Say something like, “I’m sure he did a fine job of diagnosing your problem, but we’ve found over the years that there are sometimes several solutions to the same problem, some of which might actually be able to save you a considerable amount of money. Why don’t you come in so my certified technicians can see how much they might be able to save you?”
Approaching it that way, you are not discrediting what anyone else has told them. You are simply holding out the hope that with your diagnosis some money might be saved. We know that’s what the customer always wants to believe, that their problem really isn’t that bad and that they don’t need a transmission or other major repair. As long as we can keep that hope alive there is a chance to bring them in. If the hope dies they then believe us to be like everyone else they’ve already spoken with so, of course, they would expect a price from us as well.
One of my favorite questions to ask of a customer who tells me that he’s already had it diagnosed and knows it needs a transmission or other major work and has a price is, “Is there any reason aside from price why you didn’t have them do the work?” When you ask it that way you take price right out of the equation, making them tell you about anything else that might have turned them off at that shop or the reason why the “brother-in-law” can’t actually do the job.
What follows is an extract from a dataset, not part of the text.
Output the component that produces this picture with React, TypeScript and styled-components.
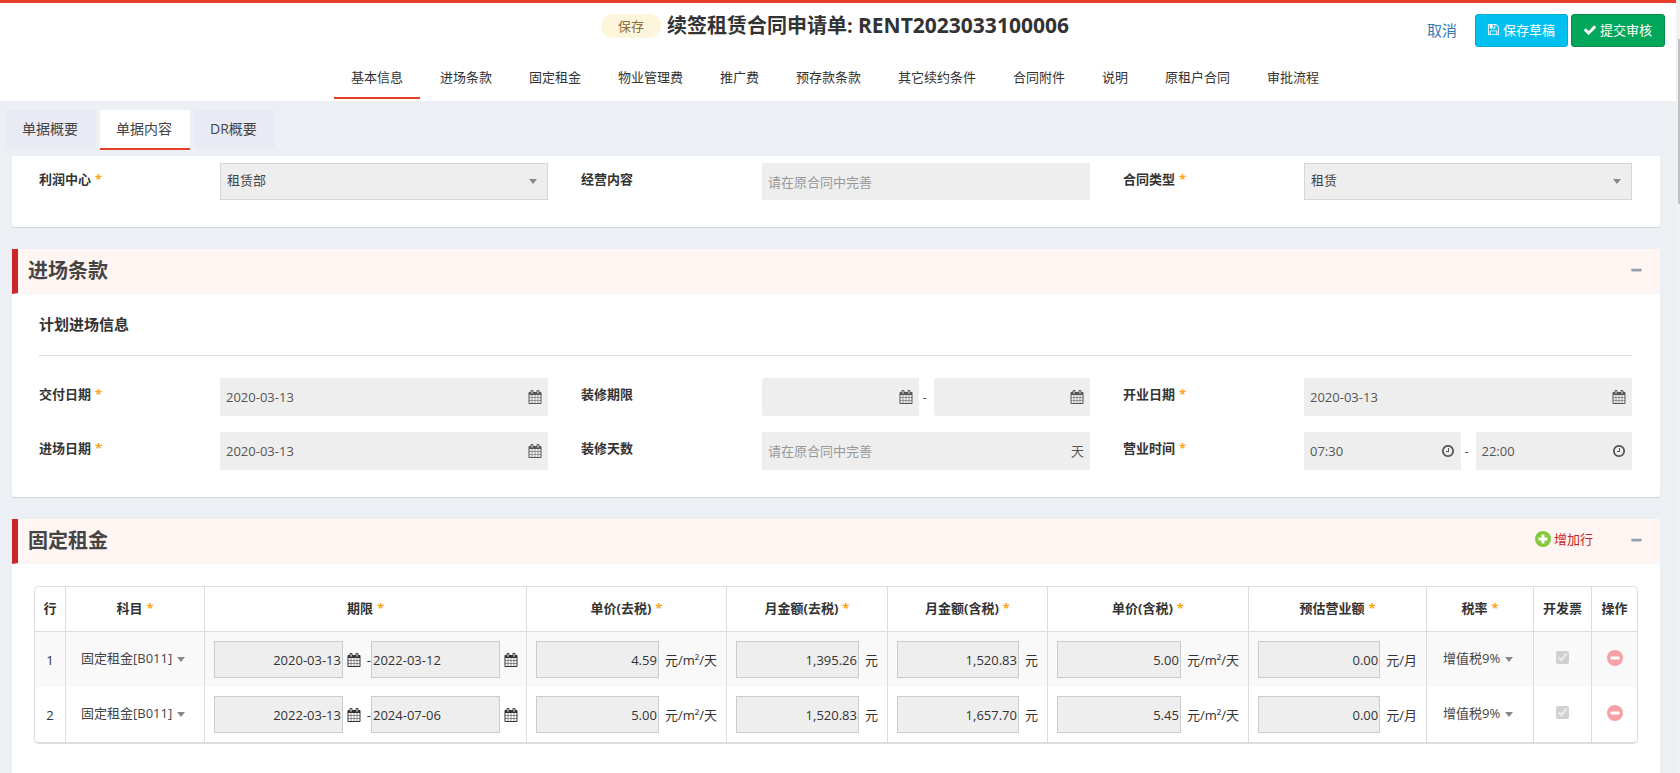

I have never met anyone other than a car enthusiast or a racer who wanted to spend money to fix a car. So a perfect rebuttal to someone whom you are trying to talk in for diagnosis is to say, “You know, you keep asking me for a price on a transmission. If I or anyone else quotes you any kind of a price on a rebuilt transmission we would be confirming that you need one, but no one knows that for sure right now. It would be based on your or someone else’s assumption only. Would you really be interested in spending a lot of money on somebody’s assumption of what’s wrong? When you keep asking for a price on a rebuilt transmission there is something that I can assure you will happen: Someone is going to sell one to you. Whether you need it is another story, but your asking for a price on one is like walking into the drug store and asking for a price on a bottle of aspirin. The assumption is that you or someone close to you has a headache. It’s already been diagnosed and you’re there to buy the aspirins and for no other reason. You ask the price as a comparison check or because you aren’t sure whether you have enough in your pocket, but you are going to buy the aspirins.”
Our business is one of many facets. It’s not cut and dried like a retail store, and we should never allow it to be that. If we get lazy we will get buried as so many retail businesses have. If we make it about price, then it’s no longer about quality or service. We would then have to compete in an arena in which we don’t fare too well. The problem is that we run legitimate businesses. Our shops are registered and pay taxes and insurance. They can’t compete price- wise with shops that aren’t. So we have to compete in different ways.
So let the Internet and television be places for customers to begin to gather information. Don’t fear them, but use them to convert callers who think they now know everything about how to shop for car repairs. It isn’t all that hard to do, but it requires a different attitude from you and anyone else who answers your telephones. They have to be caring and understanding. They need to be patient with callers and not get rattled when they are continually asked for prices. They have to understand that the caller only thinks he knows on the basis of what he’s read or heard. He doesn’t really know much more than a couple of semi-useful words and phrases that he might have picked up. He still doesn’t know how his car works, but he does know that he doesn’t want to buy any kind of a major repair that he doesn’t need even though he’s asked you for the price of one several times.